In the end The Art of Racing In The Rain fell down for me because so much sublety, craft, emotion and complexity had gone into the character of Enzo that there was nothing left for the other characters, who are all a bit wooden, cliched or one dimensional as a result. It’s not an unpleasant experience to read Racing In The Rain but equally I didn’t find it the emotional experience that I think others may have done.
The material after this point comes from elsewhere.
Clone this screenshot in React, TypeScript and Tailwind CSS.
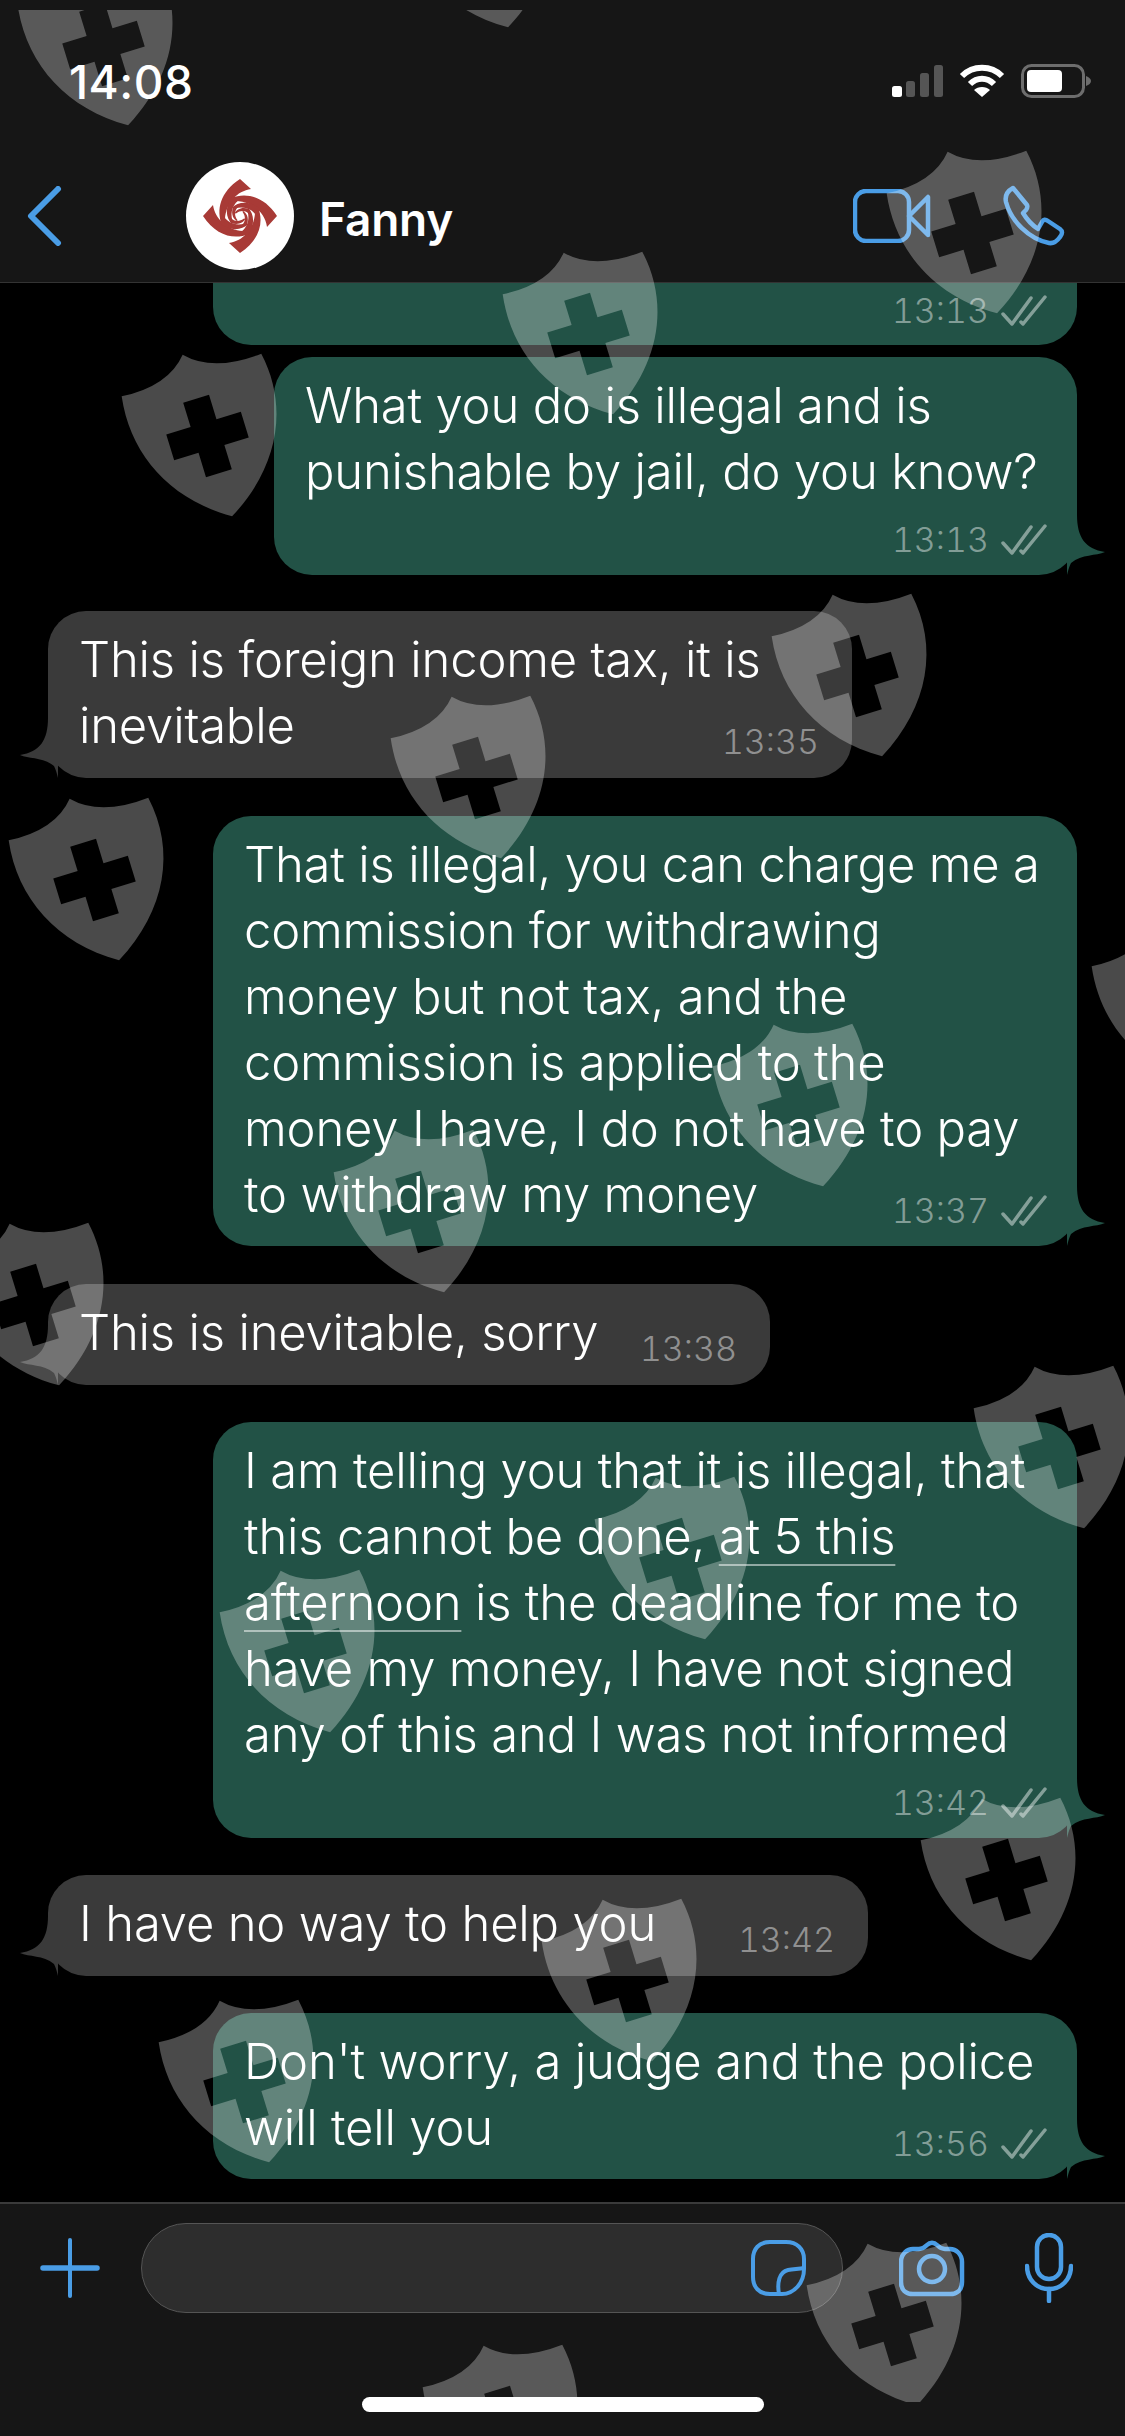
const BLUE = "#4a9de6";

const SHIELDS = [
  "left-[33px] top-[-50px]",
  "left-[413px] top-[-148px]",
  "left-[902px] top-[138px]",
  "left-[518px] top-[239px]",
  "left-[137px] top-[341px]",
  "left-[787px] top-[581px]",
  "left-[406px] top-[683px]",
  "left-[24px] top-[785px]",
  "left-[728px] top-[1011px]",
  "left-[349px] top-[1117px]",
  "left-[1107px] top-[911px]",
  "left-[-36px] top-[1210px]",
  "left-[989px] top-[1353px]",
  "left-[610px] top-[1464px]",
  "left-[235px] top-[1557px]",
  "left-[936px] top-[1785px]",
  "left-[557px] top-[1886px]",
  "left-[174px] top-[1987px]",
  "left-[822px] top-[2230px]",
  "left-[438px] top-[2332px]",
];

function Shield({ className }: { className: string }) {
  return (
    <svg
      viewBox="0 0 141 169"
      className={`absolute h-[169px] w-[141px] origin-[70.5px_85px] rotate-[-17deg] overflow-visible ${className}`}
    >
      <path
        fill="#fff"
        fillOpacity="0.29"
        fillRule="evenodd"
        d="M70.5 0Q95 26 146 22C157 80 130 135 70.5 169C16 135 -9 80 0 22Q48 26 70.5 0ZM57 46V71.5H31.5V98.5H57V124H84V98.5H109.5V71.5H84V46Z"
      />
    </svg>
  );
}

function DoubleCheck() {
  return (
    <svg viewBox="0 0 46 32" className="ml-[12px] h-[32px] w-[46px]" fill="none" stroke="#fff" strokeOpacity="0.45" strokeWidth="3.5" strokeLinecap="round" strokeLinejoin="round">
      <path d="M2 19L11 29L30 3" />
      <path d="M20 27L22 29L44 2" />
    </svg>
  );
}

function Time({ value, read, className = "" }: { value: string; read?: boolean; className?: string }) {
  return (
    <div className={`flex h-[40px] shrink-0 items-center justify-end text-[34px] tracking-[0px] tabular-nums text-white/45 ${className}`}>
      <span>{value}</span>
      {read && <DoubleCheck />}
    </div>
  );
}

function SentTail({ fill }: { fill: string }) {
  return (
    <svg viewBox="0 0 40 60" className="absolute bottom-0 right-[-30px] h-[60px] w-[40px]">
      <path fill={fill} d="M0 0H10C10 22 18 34 38 37C29 41 15 39 4 48C2 52 1 56 0 60Z" />
    </svg>
  );
}

function ReceivedTail({ fill }: { fill: string }) {
  return (
    <svg viewBox="0 0 40 60" className="absolute bottom-0 left-[-30px] h-[60px] w-[40px]">
      <path fill={fill} d="M40 0H30C30 22 22 34 2 37C11 41 25 39 36 48C38 52 39 56 40 60Z" />
    </svg>
  );
}

function Sent({
  width,
  className = "",
  time,
  timeGap,
  children,
}: {
  width: string;
  className?: string;
  time: string;
  timeGap: string;
  children: React.ReactNode;
}) {
  return (
    <div className={`relative ml-auto mr-[48px] rounded-[38px] bg-[#225246] pb-[15px] pl-[31px] pr-[30px] pt-[16px] ${width} ${className}`}>
      <div className="whitespace-nowrap">{children}</div>
      <Time value={time} read className={timeGap} />
      <SentTail fill="#225246" />
    </div>
  );
}

function Received({
  width,
  className = "",
  time,
  children,
}: {
  width: string;
  className?: string;
  time: string;
  children: React.ReactNode;
}) {
  return (
    <div className={`relative ml-[48px] flex items-end rounded-[38px] bg-[#3a3a3a] pb-[19px] pl-[31px] pr-[33px] pt-[16px] ${width} ${className}`}>
      <div className="w-0 flex-1 whitespace-nowrap">{children}</div>
      <Time value={time} className="mb-[-3px]" />
      <ReceivedTail fill="#3a3a3a" />
    </div>
  );
}

function Logo() {
  const blade = "M0 -37L11 -27C-3 -25 -14 -13 -15 3L-18 9C-24 -6 -20 -24 0 -37Z";
  return (
    <svg viewBox="-54 -54 108 108" className="h-[108px] w-[108px] rounded-full bg-white">
      <g fill="#a83a36">
        {[0, 90, 180, 270].map((r) => (
          <path key={r} d={blade} transform={`rotate(${r})`} />
        ))}
        {[0, 90, 180, 270].map((r) => (
          <path key={r} d={blade} transform={`rotate(${r + 70}) scale(0.58)`} />
        ))}
        {[0, 90, 180, 270].map((r) => (
          <path key={r} d={blade} transform={`rotate(${r + 140}) scale(0.3)`} />
        ))}
      </g>
    </svg>
  );
}

function StatusIcons() {
  return (
    <div className="flex items-center">
      <svg viewBox="0 0 52 32" className="h-[32px] w-[52px]">
        <rect x="0" y="21" width="10" height="11" rx="2.5" fill="#fff" />
        <rect x="14" y="16" width="9" height="16" rx="2.5" fill="#555" />
        <rect x="28" y="8" width="9" height="24" rx="2.5" fill="#555" />
        <rect x="42" y="0" width="9" height="32" rx="2.5" fill="#555" />
      </svg>
      <svg viewBox="0 0 46 34" className="ml-[15px] h-[34px] w-[46px]" fill="none" stroke="#fff" strokeWidth="6">
        <path d="M3 12C14 1 32 1 43 12" />
        <path d="M11 20C18 13 28 13 35 20" />
        <path d="M23 33L15 26C19 22 27 22 31 26Z" fill="#fff" stroke="none" />
      </svg>
      <svg viewBox="0 0 70 34" className="ml-[16px] h-[34px] w-[70px]">
        <rect x="1.5" y="1.5" width="61" height="31" rx="9" fill="none" stroke="#6d6d6d" strokeWidth="3" />
        <rect x="6" y="6" width="35" height="22" rx="4" fill="#fff" />
        <path d="M65 12C68 13 70 15 70 17C70 19 68 21 65 22Z" fill="#6d6d6d" />
      </svg>
    </div>
  );
}

function Header() {
  return (
    <header className="flex h-[283px] shrink-0 flex-col border-b border-[#333] bg-[#161616]">
      <div className="mt-[50px] flex h-[62px] items-center justify-between pl-[69px] pr-[34px]">
        <span className="pt-[2px] text-[46px] font-medium tracking-[0.5px] text-white">14:08</span>
        <StatusIcons />
      </div>
      <div className="mt-[50px] flex h-[108px] items-center pl-[27px] pr-[58px]">
        <svg viewBox="0 0 36 60" className="h-[60px] w-[36px]" fill="none" stroke={BLUE} strokeWidth="6" strokeLinecap="round" strokeLinejoin="round">
          <path d="M31 3L4 30L31 57" />
        </svg>
        <div className="ml-[123px]">
          <Logo />
        </div>
        <span className="ml-[25px] pt-[5px] text-[46px] font-semibold text-white">Fanny</span>
        <svg viewBox="0 0 78 54" className="ml-auto h-[54px] w-[78px]" fill="none" stroke={BLUE} strokeWidth="4.5" strokeLinejoin="round">
          <rect x="2" y="2" width="54" height="50" rx="11" />
          <path d="M56 27L75 8V46Z" />
        </svg>
        <svg viewBox="0 0 64 62" className="ml-[72px] h-[62px] w-[64px]" fill="none" stroke={BLUE} strokeWidth="4.5" strokeLinejoin="round">
          <path d="M10 3L24 20Q25 22 23 25L20 28Q26 38 35 44L39 37Q41 33 45 36L57 44Q61 47 57 52Q52 59 46 58C26 54 8 36 3 17Q1 8 10 3Z" />
        </svg>
      </div>
    </header>
  );
}

function Footer() {
  return (
    <footer className="flex h-[234px] shrink-0 flex-col border-t-2 border-[#3a3a3a] bg-[#161616] pt-[19px]">
      <div className="flex h-[90px] items-center pl-[40px]">
        <svg viewBox="0 0 60 60" className="h-[60px] w-[60px]" stroke={BLUE} strokeLinecap="round">
          <path d="M30 2V58" strokeWidth="4" />
          <path d="M3 30H57" strokeWidth="5.5" />
        </svg>
        <div className="ml-[41px] flex h-[90px] w-[702px] items-center justify-end rounded-full border border-[#555] bg-[#2d2d2d] pr-[36px]">
          <svg viewBox="0 0 56 58" className="h-[58px] w-[56px]" fill="none" stroke={BLUE} strokeWidth="4">
            <path d="M20 3H36C47 3 54 10 54 20V30C54 44 44 55 32 55H20C9 55 3 48 3 38V20C3 10 9 3 20 3Z" />
            <path d="M29 55C27 44 29 33 38 31C44 30 49 30 54 29" />
          </svg>
        </div>
        <svg viewBox="0 0 66 58" className="ml-[56px] h-[58px] w-[66px]" fill="none" stroke={BLUE} strokeWidth="4.5">
          <path d="M14 10H20C24 10 26 8 28 6C31 3 35 3 38 6C40 8 42 10 46 10H51C57 10 63 15 63 23V43C63 51 58 55 51 55H14C7 55 2 51 2 43V23C2 15 8 10 14 10Z" />
          <circle cx="33" cy="30" r="13" />
        </svg>
        <svg viewBox="0 0 48 70" className="ml-[60px] h-[70px] w-[48px]" fill="none" stroke={BLUE} strokeWidth="4.5" strokeLinecap="round">
          <rect x="12" y="2" width="24" height="44" rx="12" />
          <path d="M2 33C2 47 12 56 24 56C36 56 46 47 46 33" />
          <path d="M24 56V68" />
        </svg>
      </div>
      <div className="mx-auto mt-[84px] h-[15px] w-[402px] rounded-full bg-white" />
    </footer>
  );
}

export default function App() {
  return (
    <div className="relative flex h-[2436px] w-[1125px] flex-col overflow-hidden bg-black font-['Inter',sans-serif] text-[49px] font-[350] leading-[66px] tracking-[-0.2px] text-white">
      <Header />
      <main className="min-h-0 flex-1 overflow-hidden">
        <div className="relative ml-auto mr-[48px] flex h-[62px] w-[864px] items-start justify-end rounded-b-[38px] bg-[#225246] pr-[30px] pt-[8px]">
          <Time value="13:13" read />
        </div>
        <Sent width="w-[803px]" className="mt-[12px]" time="13:13" timeGap="mt-[15px]">
          What you do is illegal and is
          <br />
          punishable by jail, do you know?
        </Sent>
        <Received width="w-[804px]" className="mt-[36px]" time="13:35">
          This is foreign income tax, it is
          <br />
          inevitable
        </Received>
        <Sent width="w-[864px]" className="mt-[38px]" time="13:37" timeGap="mt-[-37px]">
          That is illegal, you can charge me a
          <br />
          commission for withdrawing
          <br />
          money but not tax, and the
          <br />
          commission is applied to the
          <br />
          money I have, I do not have to pay
          <br />
          to withdraw my money
        </Sent>
        <Received width="w-[722px]" className="mt-[38px]" time="13:38">
          This is inevitable, sorry
        </Received>
        <Sent width="w-[864px]" className="mt-[37px]" time="13:42" timeGap="mt-[15px]">
          I am telling you that it is illegal, that
          <br />
          this cannot be done,{" "}
          <span className="underline decoration-white/50 decoration-[2px] underline-offset-[10px]">at 5 this</span>
          <br />
          <span className="underline decoration-white/50 decoration-[2px] underline-offset-[10px]">afternoon</span> is the deadline for me to
          <br />
          have my money, I have not signed
          <br />
          any of this and I was not informed
        </Sent>
        <Received width="w-[820px]" className="mt-[37px]" time="13:42">
          I have no way to help you
        </Received>
        <Sent width="w-[864px]" className="mt-[37px]" time="13:56" timeGap="mt-[-37px]">
          Don't worry, a judge and the police
          <br />
          will tell you
        </Sent>
      </main>
      <Footer />
      {/* watermark stamped over the whole screenshot */}
      <div className="pointer-events-none absolute inset-x-0 top-[10px] h-[2392px] overflow-hidden">
        {SHIELDS.map((s) => (
          <Shield key={s} className={s} />
        ))}
      </div>
    </div>
  );
}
But if you’re a dog lover read it anyway just for the sheer joy you’ll get from Enzo – and if you’re like me it might just make that love you have for your own dog even stronger – I’ll never look at my dog Beau in quite the same way ever again – and there are very few books I can say that about!!!!!!!

Book Rating

The Art of Racing In The Rain by Garth Stein was published in 2009 in the UK by Harper Collins

and I bought it with my own hard earned dosh!

There are several bloggers who’ve already reviewed ‘The Art of Racing In The Rain’ so if you want to find out more about it you could try Books On The Table (where you’ll get a review of Art of Racing AND another Garth Stein book ‘A Sudden Light’ or try Lovely Literature where you will get both a review and LOTS of great photos of dogs! Book Rating Out of 10 (you can find info on my Rating Scale here)

Overall, on my rating scale, I’d give Enzo on his own a ten! Alas I’d give Denny Swift a one!

So overall I’ve split the difference!